Written exercise =>
Everything in the data should be repeated exactly, save for the images.

Data segment =>
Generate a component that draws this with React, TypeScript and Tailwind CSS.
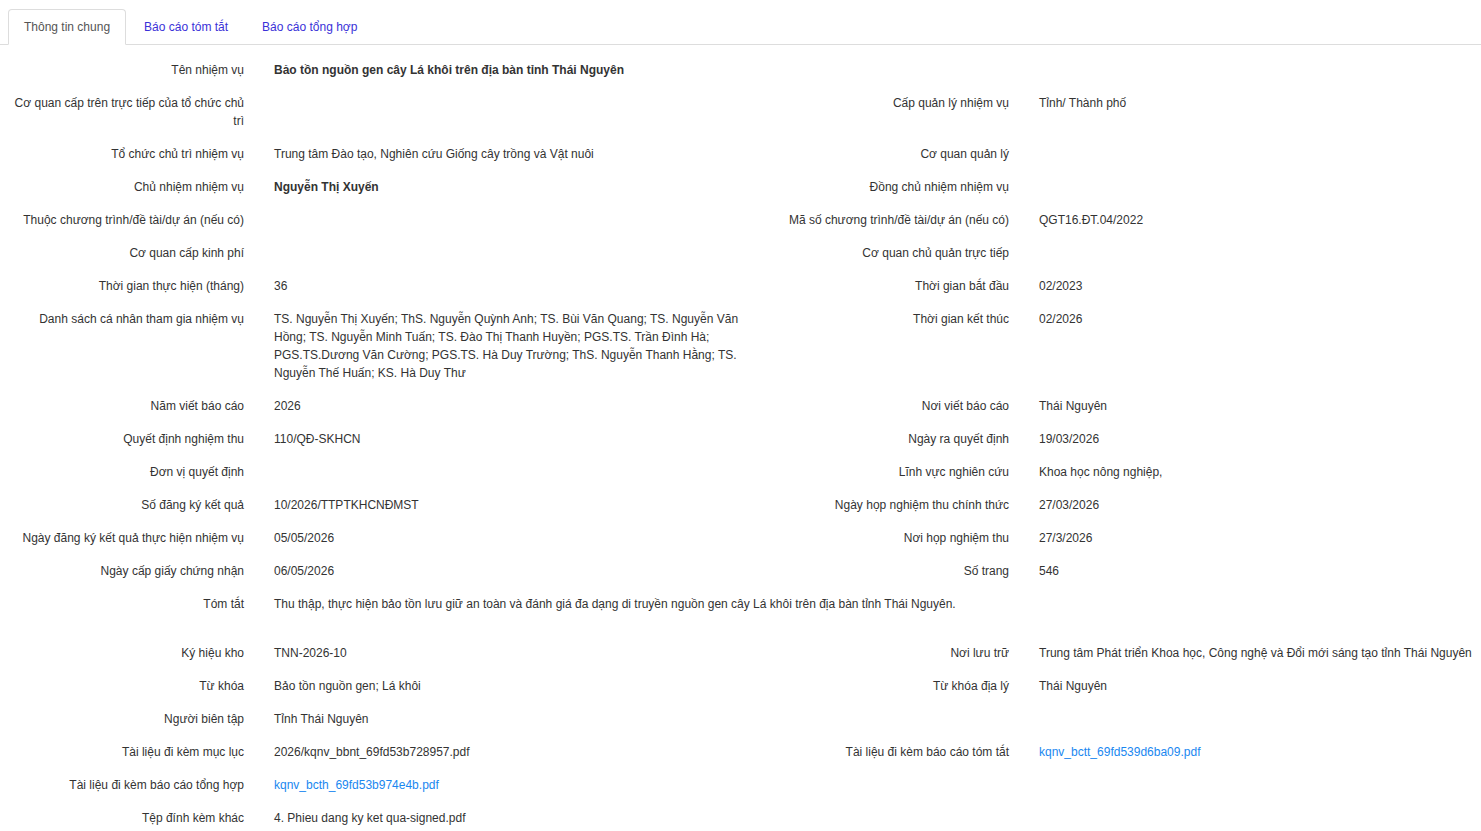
import React, { useState } from 'react';

type Cell = { text: string; bold?: boolean; link?: boolean };
type Row = {
    label: string;
    value?: Cell;
    label2?: string;
    value2?: Cell;
    wide?: boolean;
    extra?: boolean;
};

const rows: Row[] = [
    { label: 'Tên nhiệm vụ', value: { text: 'Bảo tồn nguồn gen cây Lá khôi trên địa bàn tỉnh Thái Nguyên', bold: true }, wide: true },
    { label: 'Cơ quan cấp trên trực tiếp của tổ chức chủ trì', label2: 'Cấp quản lý nhiệm vụ', value2: { text: 'Tỉnh/ Thành phố' } },
    { label: 'Tổ chức chủ trì nhiệm vụ', value: { text: 'Trung tâm Đào tạo, Nghiên cứu Giống cây trồng và Vật nuôi' }, label2: 'Cơ quan quản lý' },
    { label: 'Chủ nhiệm nhiệm vụ', value: { text: 'Nguyễn Thị Xuyến', bold: true }, label2: 'Đồng chủ nhiệm nhiệm vụ' },
    { label: 'Thuộc chương trình/đề tài/dự án (nếu có)', label2: 'Mã số chương trình/đề tài/dự án (nếu có)', value2: { text: 'QGT16.ĐT.04/2022' } },
    { label: 'Cơ quan cấp kinh phí', label2: 'Cơ quan chủ quản trực tiếp' },
    { label: 'Thời gian thực hiện (tháng)', value: { text: '36' }, label2: 'Thời gian bắt đầu', value2: { text: '02/2023' } },
    {
        label: 'Danh sách cá nhân tham gia nhiệm vụ',
        value: {
            text: 'TS. Nguyễn Thị Xuyến; ThS. Nguyễn Quỳnh Anh; TS. Bùi Văn Quang; TS. Nguyễn Văn Hồng; TS. Nguyễn Minh Tuấn; TS. Đào Thị Thanh Huyền; PGS.TS. Trần Đình Hà; PGS.TS.Dương Văn Cường; PGS.TS. Hà Duy Trường; ThS. Nguyễn Thanh Hằng; TS. Nguyễn Thế Huấn; KS. Hà Duy Thư',
        },
        label2: 'Thời gian kết thúc',
        value2: { text: '02/2026' },
    },
    { label: 'Năm viết báo cáo', value: { text: '2026' }, label2: 'Nơi viết báo cáo', value2: { text: 'Thái Nguyên' } },
    { label: 'Quyết định nghiệm thu', value: { text: '110/QĐ-SKHCN' }, label2: 'Ngày ra quyết định', value2: { text: '19/03/2026' } },
    { label: 'Đơn vị quyết định', label2: 'Lĩnh vực nghiên cứu', value2: { text: 'Khoa học nông nghiệp,' } },
    { label: 'Số đăng ký kết quả', value: { text: '10/2026/TTPTKHCNĐMST' }, label2: 'Ngày họp nghiệm thu chính thức', value2: { text: '27/03/2026' } },
    { label: 'Ngày đăng ký kết quả thực hiện nhiệm vụ', value: { text: '05/05/2026' }, label2: 'Nơi họp nghiệm thu', value2: { text: '27/3/2026' } },
    { label: 'Ngày cấp giấy chứng nhận', value: { text: '06/05/2026' }, label2: 'Số trang', value2: { text: '546' } },
    {
        label: 'Tóm tắt',
        value: { text: 'Thu thập, thực hiện bảo tồn lưu giữ an toàn và đánh giá đa dạng di truyền nguồn gen cây Lá khôi trên địa bàn tỉnh Thái Nguyên.' },
        wide: true,
        extra: true,
    },
    { label: 'Ký hiệu kho', value: { text: 'TNN-2026-10' }, label2: 'Nơi lưu trữ', value2: { text: 'Trung tâm Phát triển Khoa học, Công nghệ và Đổi mới sáng tạo tỉnh Thái Nguyên' } },
    { label: 'Từ khóa', value: { text: 'Bảo tồn nguồn gen; Lá khôi' }, label2: 'Từ khóa địa lý', value2: { text: 'Thái Nguyên' } },
    { label: 'Người biên tập', value: { text: 'Tỉnh Thái Nguyên' } },
    { label: 'Tài liệu đi kèm mục lục', value: { text: '2026/kqnv_bbnt_69fd53b728957.pdf' }, label2: 'Tài liệu đi kèm báo cáo tóm tắt', value2: { text: 'kqnv_bctt_69fd539d6ba09.pdf', link: true } },
    { label: 'Tài liệu đi kèm báo cáo tổng hợp', value: { text: 'kqnv_bcth_69fd53b974e4b.pdf', link: true } },
    { label: 'Tệp đính kèm khác', value: { text: '4. Phieu dang ky ket qua-signed.pdf' } },
];

const Value: React.FC<{ cell?: Cell }> = ({ cell }) => {
    if (!cell) return null;
    if (cell.link) {
        return (
            <a href="#" className="text-[#1a87f0] hover:underline">
                {cell.text}
            </a>
        );
    }
    return <span className={cell.bold ? 'font-bold' : ''}>{cell.text}</span>;
};

const tabs = ['Thông tin chung', 'Báo cáo tóm tắt', 'Báo cáo tổng hợp'];

const App: React.FC = () => {
    const [active, setActive] = useState(0);

    return (
        <div className="min-h-screen bg-white text-[12px] leading-[18px] text-[#333]" style={{ fontFamily: '"Liberation Sans", Arial, sans-serif' }}>
            {/* tabs */}
            <ul className="mt-[9px] flex border-b border-[#ddd] pl-[8px]">
                {tabs.map((t, i) => (
                    <li key={t} className="-mb-px mr-[2px]">
                        <button
                            onClick={() => setActive(i)}
                            className={
                                i === active
                                    ? 'h-[36px] rounded-t-[4px] border border-[#ddd] border-b-white bg-white px-[15px] text-[#555]'
                                    : 'h-[36px] rounded-t-[4px] border border-transparent px-[15px] text-[#3a31d8]'
                            }
                        >
                            {t}
                        </button>
                    </li>
                ))}
            </ul>

            {/* details */}
            <div className="pt-[16px]">
                {rows.map((r) => (
                    <div key={r.label} className="mb-[15px] grid grid-cols-[259px_506px_259px_1fr]">
                        <div className="pl-[10px] pr-[15px] text-right">{r.label}</div>
                        {r.wide ? (
                            <div className={`col-span-3 px-[15px] ${r.extra ? 'pb-[16px]' : ''}`}>
                                <Value cell={r.value} />
                            </div>
                        ) : (
                            <>
                                <div className="px-[15px]">
                                    <Value cell={r.value} />
                                </div>
                                <div className="pl-[10px] pr-[15px] text-right">{r.label2}</div>
                                <div className="whitespace-nowrap px-[15px]">
                                    <Value cell={r.value2} />
                                </div>
                            </>
                        )}
                    </div>
                ))}
            </div>
        </div>
    );
};

export default App;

Solution to the exercise =>
Generate a component that draws this with React, TypeScript and Tailwind CSS.
import React, { useState } from 'react';

type Cell = { text: string; bold?: boolean; link?: boolean };
type Row = {
    label: string;
    value?: Cell;
    label2?: string;
    value2?: Cell;
    wide?: boolean;
    extra?: boolean;
};

const rows: Row[] = [
    { label: 'Tên nhiệm vụ', value: { text: 'Bảo tồn nguồn gen cây Lá khôi trên địa bàn tỉnh Thái Nguyên', bold: true }, wide: true },
    { label: 'Cơ quan cấp trên trực tiếp của tổ chức chủ trì', label2: 'Cấp quản lý nhiệm vụ', value2: { text: 'Tỉnh/ Thành phố' } },
    { label: 'Tổ chức chủ trì nhiệm vụ', value: { text: 'Trung tâm Đào tạo, Nghiên cứu Giống cây trồng và Vật nuôi' }, label2: 'Cơ quan quản lý' },
    { label: 'Chủ nhiệm nhiệm vụ', value: { text: 'Nguyễn Thị Xuyến', bold: true }, label2: 'Đồng chủ nhiệm nhiệm vụ' },
    { label: 'Thuộc chương trình/đề tài/dự án (nếu có)', label2: 'Mã số chương trình/đề tài/dự án (nếu có)', value2: { text: 'QGT16.ĐT.04/2022' } },
    { label: 'Cơ quan cấp kinh phí', label2: 'Cơ quan chủ quản trực tiếp' },
    { label: 'Thời gian thực hiện (tháng)', value: { text: '36' }, label2: 'Thời gian bắt đầu', value2: { text: '02/2023' } },
    {
        label: 'Danh sách cá nhân tham gia nhiệm vụ',
        value: {
            text: 'TS. Nguyễn Thị Xuyến; ThS. Nguyễn Quỳnh Anh; TS. Bùi Văn Quang; TS. Nguyễn Văn Hồng; TS. Nguyễn Minh Tuấn; TS. Đào Thị Thanh Huyền; PGS.TS. Trần Đình Hà; PGS.TS.Dương Văn Cường; PGS.TS. Hà Duy Trường; ThS. Nguyễn Thanh Hằng; TS. Nguyễn Thế Huấn; KS. Hà Duy Thư',
        },
        label2: 'Thời gian kết thúc',
        value2: { text: '02/2026' },
    },
    { label: 'Năm viết báo cáo', value: { text: '2026' }, label2: 'Nơi viết báo cáo', value2: { text: 'Thái Nguyên' } },
    { label: 'Quyết định nghiệm thu', value: { text: '110/QĐ-SKHCN' }, label2: 'Ngày ra quyết định', value2: { text: '19/03/2026' } },
    { label: 'Đơn vị quyết định', label2: 'Lĩnh vực nghiên cứu', value2: { text: 'Khoa học nông nghiệp,' } },
    { label: 'Số đăng ký kết quả', value: { text: '10/2026/TTPTKHCNĐMST' }, label2: 'Ngày họp nghiệm thu chính thức', value2: { text: '27/03/2026' } },
    { label: 'Ngày đăng ký kết quả thực hiện nhiệm vụ', value: { text: '05/05/2026' }, label2: 'Nơi họp nghiệm thu', value2: { text: '27/3/2026' } },
    { label: 'Ngày cấp giấy chứng nhận', value: { text: '06/05/2026' }, label2: 'Số trang', value2: { text: '546' } },
    {
        label: 'Tóm tắt',
        value: { text: 'Thu thập, thực hiện bảo tồn lưu giữ an toàn và đánh giá đa dạng di truyền nguồn gen cây Lá khôi trên địa bàn tỉnh Thái Nguyên.' },
        wide: true,
        extra: true,
    },
    { label: 'Ký hiệu kho', value: { text: 'TNN-2026-10' }, label2: 'Nơi lưu trữ', value2: { text: 'Trung tâm Phát triển Khoa học, Công nghệ và Đổi mới sáng tạo tỉnh Thái Nguyên' } },
    { label: 'Từ khóa', value: { text: 'Bảo tồn nguồn gen; Lá khôi' }, label2: 'Từ khóa địa lý', value2: { text: 'Thái Nguyên' } },
    { label: 'Người biên tập', value: { text: 'Tỉnh Thái Nguyên' } },
    { label: 'Tài liệu đi kèm mục lục', value: { text: '2026/kqnv_bbnt_69fd53b728957.pdf' }, label2: 'Tài liệu đi kèm báo cáo tóm tắt', value2: { text: 'kqnv_bctt_69fd539d6ba09.pdf', link: true } },
    { label: 'Tài liệu đi kèm báo cáo tổng hợp', value: { text: 'kqnv_bcth_69fd53b974e4b.pdf', link: true } },
    { label: 'Tệp đính kèm khác', value: { text: '4. Phieu dang ky ket qua-signed.pdf' } },
];

const Value: React.FC<{ cell?: Cell }> = ({ cell }) => {
    if (!cell) return null;
    if (cell.link) {
        return (
            <a href="#" className="text-[#1a87f0] hover:underline">
                {cell.text}
            </a>
        );
    }
    return <span className={cell.bold ? 'font-bold' : ''}>{cell.text}</span>;
};

const tabs = ['Thông tin chung', 'Báo cáo tóm tắt', 'Báo cáo tổng hợp'];

const App: React.FC = () => {
    const [active, setActive] = useState(0);

    return (
        <div className="min-h-screen bg-white text-[12px] leading-[18px] text-[#333]" style={{ fontFamily: '"Liberation Sans", Arial, sans-serif' }}>
            {/* tabs */}
            <ul className="mt-[9px] flex border-b border-[#ddd] pl-[8px]">
                {tabs.map((t, i) => (
                    <li key={t} className="-mb-px mr-[2px]">
                        <button
                            onClick={() => setActive(i)}
                            className={
                                i === active
                                    ? 'h-[36px] rounded-t-[4px] border border-[#ddd] border-b-white bg-white px-[15px] text-[#555]'
                                    : 'h-[36px] rounded-t-[4px] border border-transparent px-[15px] text-[#3a31d8]'
                            }
                        >
                            {t}
                        </button>
                    </li>
                ))}
            </ul>

            {/* details */}
            <div className="pt-[16px]">
                {rows.map((r) => (
                    <div key={r.label} className="mb-[15px] grid grid-cols-[259px_506px_259px_1fr]">
                        <div className="pl-[10px] pr-[15px] text-right">{r.label}</div>
                        {r.wide ? (
                            <div className={`col-span-3 px-[15px] ${r.extra ? 'pb-[16px]' : ''}`}>
                                <Value cell={r.value} />
                            </div>
                        ) : (
                            <>
                                <div className="px-[15px]">
                                    <Value cell={r.value} />
                                </div>
                                <div className="pl-[10px] pr-[15px] text-right">{r.label2}</div>
                                <div className="whitespace-nowrap px-[15px]">
                                    <Value cell={r.value2} />
                                </div>
                            </>
                        )}
                    </div>
                ))}
            </div>
        </div>
    );
};

export default App;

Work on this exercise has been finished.